Jury Holds Gun Store Responsible For Milwaukee Shooting of Police Officers

Gun stores face little liability for the crimes committed with weapons that they sell. This is in part because federal law shields them from most (but not all) liability. However, two police officers have just successfully sued a gun store for negligence, the first-ever successful suit of its kind. If the jury’s verdict is upheld on appeal, this decision will have consequences for gun dealers in Wisconsin as well as in the entire U.S.  Gun Store

The Purchase

In May 2009, Jacob D. Collins entered a gun store called Badger Guns and purchased a Taurus PT140 Pro .40-caliber handgun. Collins was a “straw buyer”- in this a substitute buyer for someone who could not legally purchase a firearm. Collins was paid to acquire the gun for Julius Burton, an 18 year old who could not yet legally make the purchase. When Collins purchased the gun, he was asked whether or not he was the actual buyer of the gun- he said no- and was then instructed by a store employee to change his answer to yes. He did so, and walked away with a gun that the store knew would be given to another person.

The Shooting

One month later, Julius Burton was bicycling down a sidewalk when Officers Bryan Norberg and Graham Kunisch approached him and told him to move. Burton did not heed the officers and continued to bicycle. When the officers pursued Burton, he became aggressive. He then shot the officers seven times. Officers Norberg and Kunisch recovered from the shooting, but have long-term injuries. Burton was found guilty of attempted first-degree intentional homicide and sentenced to 80 years in prison. Collins was sentenced to two years for violating gun laws.

The Verdict Against Badger Guns

This shooting was not the first time a weapon that Badger Guns sold had been involved in a crime. According to the Milwaukee Chief of Police, six Milwaukee police officers had been shot with weapons which originated from Badger Guns between 2006 and 2009. After the Burton shooting, the Milwaukee-Wisconsin Journal Sentinel sent a Freedom of Information Act request to the Bureau of Alcohol, Tobacco, and Firearms and found that in 2005 Badger Guns, was the top seller of crime guns in the entire nation, with 537 guns involved in illegal activity.

Officers sued Badger Guns (and its related company, Badger Outdoors), saying that in this case, their actions led directly to the shooting. Employees had looked the other way to sell a handgun to a “straw buyer.” The officers won. A jury found that Badger Guns was negligent in the sale of the weapon that was used in the shooting. After a jury trial, they won a $5 million dollar settlement compensation for significant injuries that were a result of the shooting. One of the officers lost an eye and suffered brain damage. The other officer was shot in a way that damaged his teeth and jaw. Both suffer from anxiety and other psychological injuries due to the shooting.

A New Era of Responsibility for Gun Stores?

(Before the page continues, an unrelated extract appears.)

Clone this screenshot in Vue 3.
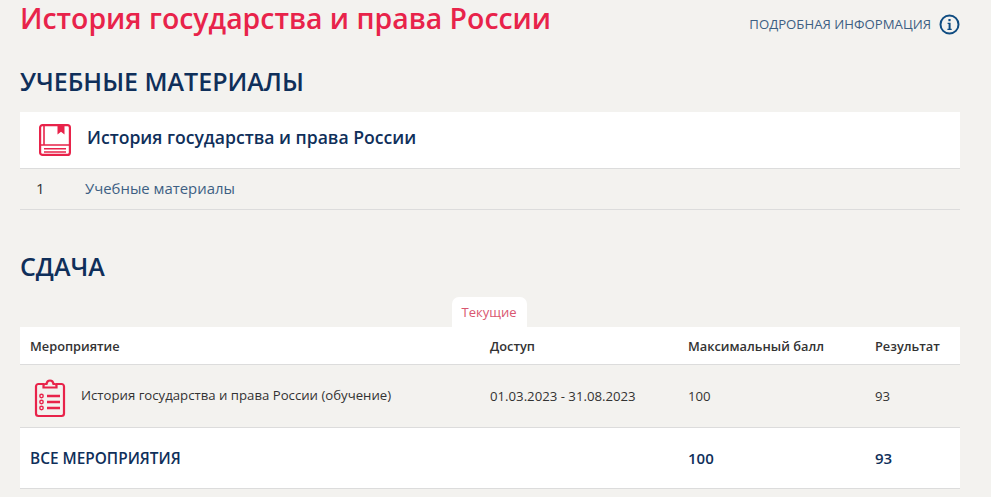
<script setup>
const title = 'История государства и права России'
const columns = ['Мероприятие', 'Доступ', 'Максимальный балл', 'Результат']
</script>

<template>
  <main class="page">
    <header class="top">
      <h1 class="title">{{ title }}</h1>
      <a class="info">
        <span>ПОДРОБНАЯ ИНФОРМАЦИЯ</span>
        <svg width="21" height="21" viewBox="0 0 21 21" fill="none">
          <circle cx="10.500" cy="10.500" r="9" stroke="#0f4c81" stroke-width="2" />
          <rect x="9.400" y="5" width="2.200" height="2.200" fill="#0f4c81" />
          <path d="M8.600 8.800h3v6h1.100v1.200H8.400v-1.200h1.200v-4.800h-1z" fill="#0f4c81" />
        </svg>
      </a>
    </header>

    <h2 class="section materials-h">УЧЕБНЫЕ МАТЕРИАЛЫ</h2>
    <div class="course">
      <svg class="book" width="34" height="34" viewBox="0 0 34 34" fill="none" stroke="#e8234a" stroke-width="2.200">
        <rect x="2.100" y="2.100" width="29.800" height="29.800" rx="2.500" />
        <path d="M6 2v20M2 22h30M6 25.700h22M6 29h22" stroke-width="1.600" />
        <path d="M19.500 2h7v9.500l-3.500-2.800-3.500 2.800z" fill="#e8234a" stroke="none" />
      </svg>
      <span>{{ title }}</span>
    </div>
    <div class="material">
      <span class="num">1</span>
      <a class="link">Учебные материалы</a>
    </div>

    <h2 class="section exam-h">СДАЧА</h2>
    <div class="tabs"><span class="tab">Текущие</span></div>
    <div class="grid head">
      <span v-for="c in columns" :key="c">{{ c }}</span>
    </div>
    <div class="grid row">
      <span class="event">
        <svg width="32" height="40" viewBox="0 0 32 40" fill="none" stroke="#e8234a" stroke-width="2.200">
          <path d="M10 6H4.500A2.500 2.500 0 0 0 2 8.500v27A2.500 2.500 0 0 0 4.500 38h23a2.500 2.500 0 0 0 2.500-2.500v-27A2.500 2.500 0 0 0 27.500 6H22" />
          <path d="M9.500 9.500V7.500c0-1 .7-1.500 1.700-1.500h1.300c.3-2 1.600-3.500 3.500-3.500s3.200 1.500 3.500 3.500h1.300c1 0 1.700.5 1.700 1.500v2z" />
          <circle cx="7.500" cy="18" r="1.700" stroke-width="1.400" />
          <circle cx="7.500" cy="24" r="1.700" stroke-width="1.400" />
          <circle cx="7.500" cy="30" r="1.700" stroke-width="1.400" />
          <path d="M13 18h13M13 24h13M13 30h13" stroke-width="2.400" />
        </svg>
        <span>История государства и права России (обучение)</span>
      </span>
      <span>01.03.2023 - 31.08.2023</span>
      <span>100</span>
      <span>93</span>
    </div>
    <div class="grid total">
      <span class="total-label">ВСЕ МЕРОПРИЯТИЯ</span>
      <span></span>
      <span class="strong">100</span>
      <span class="strong">93</span>
    </div>
  </main>
</template>

<style scoped>
.page {
  box-sizing: border-box;
  width: 991px;
  height: 497px;
  padding: 0 31px 0 20px;
  overflow: hidden;
  background: #f3f2ef;
  font-family: "Open Sans", sans-serif;
  color: #333;
}
.top {
  display: flex;
  justify-content: space-between;
  align-items: center;
  height: 41px;
}
.title {
  margin: -5px 0 0;
  font-size: 28.400px;
  font-weight: 600;
  line-height: 41px;
  color: #e8234a;
  white-space: nowrap;
}
.info {
  display: flex;
  align-items: center;
  gap: 8px;
  margin-top: 7px;
  font-size: 13.200px;
  color: #3d5f83;
}
.section {
  margin: 0;
  font-size: 25px;
  font-weight: 600;
  line-height: 32px;
  color: #0f2f5a;
}
.materials-h { margin-top: 24px; }
.course {
  display: flex;
  align-items: center;
  gap: 15px;
  height: 56px;
  margin-top: 15px;
  padding-left: 18px;
  background: #fff;
  border-bottom: 1px solid #dcdcdc;
  font-size: 17.600px;
  font-weight: 600;
  color: #0f2f5a;
}
.course span { margin-top: -6px; }
.material {
  display: flex;
  align-items: center;
  height: 40px;
  padding-left: 16px;
  border-bottom: 1px solid #dcdcdc;
  font-size: 14.900px;
}
.material span, .material a { margin-top: -2px; }
.num { width: 49px; color: #333; }
.link { color: #3d5f83; }
.exam-h { margin-top: 40px; }
.tabs {
  display: flex;
  justify-content: center;
  margin-top: 15px;
}
.tab {
  display: flex;
  align-items: center;
  justify-content: center;
  width: 75px;
  height: 30px;
  margin-right: 2px;
  background: #fff;
  border-radius: 7px 7px 0 0;
  font-size: 13px;
  color: #d9566f;
}
.grid {
  display: grid;
  grid-template-columns: 460px 198px 187px 1fr;
  align-items: center;
  padding-left: 10px;
  border-bottom: 1px solid #dcdcdc;
  font-size: 13.200px;
}
.head {
  height: 37px;
  background: #fff;
  font-weight: 600;
  font-size: 12.800px;
}
.row { height: 62px; }
.event {
  display: flex;
  align-items: center;
  gap: 15px;
  margin-left: -6px;
  padding-left: 10px;
}
.event svg { margin-top: 3px; }
.event span { margin-top: -2px; }
.total {
  height: 60px;
  background: #fff;
  font-size: 15px;
  font-weight: 600;
  color: #0f2f5a;
}
.total-label {
  font-size: 15.400px;
}
</style>

<style>
html, body { margin: 0; background: #f3f2ef; }
</style>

This was the first time that a gun store has been found negligent in court. Gun stores have generally been protected from repercussions for crimes committed with their products due to the 2005 Protection of Lawful Commerce in Arms Act (PLCAA). This act limits civil liability for businesses engaged in the sale of firearms. However, this act still allows lawsuits to be brought against gun dealers who are negligent, sell defective weapons, or engage in criminal behavior. However, these suits are generally not pursued.

People on both sides of the gun debate are excited about this decision for different reasons. For those who favor gun control, this is a blow against indiscriminate gun sales and a reason for gun dealers to want to keep some of their inventory off the street. However, many Democrats, including presidential candidate Hillary Clinton, voted against the PLCAA and would like to further increase liability for gun stores. For gun rights advocates, this case sends a strong signal that the PLCAA is working, and that existing gun control laws don’t need to be changed.

This decision will likely be appealed by Badger Guns, and could eventually land in the Wisconsin Supreme Court. However, it sends a signal that this type of lawsuit is possible, and thus will have a more immediate impact on the way gun stores view their obligation to follow the rules.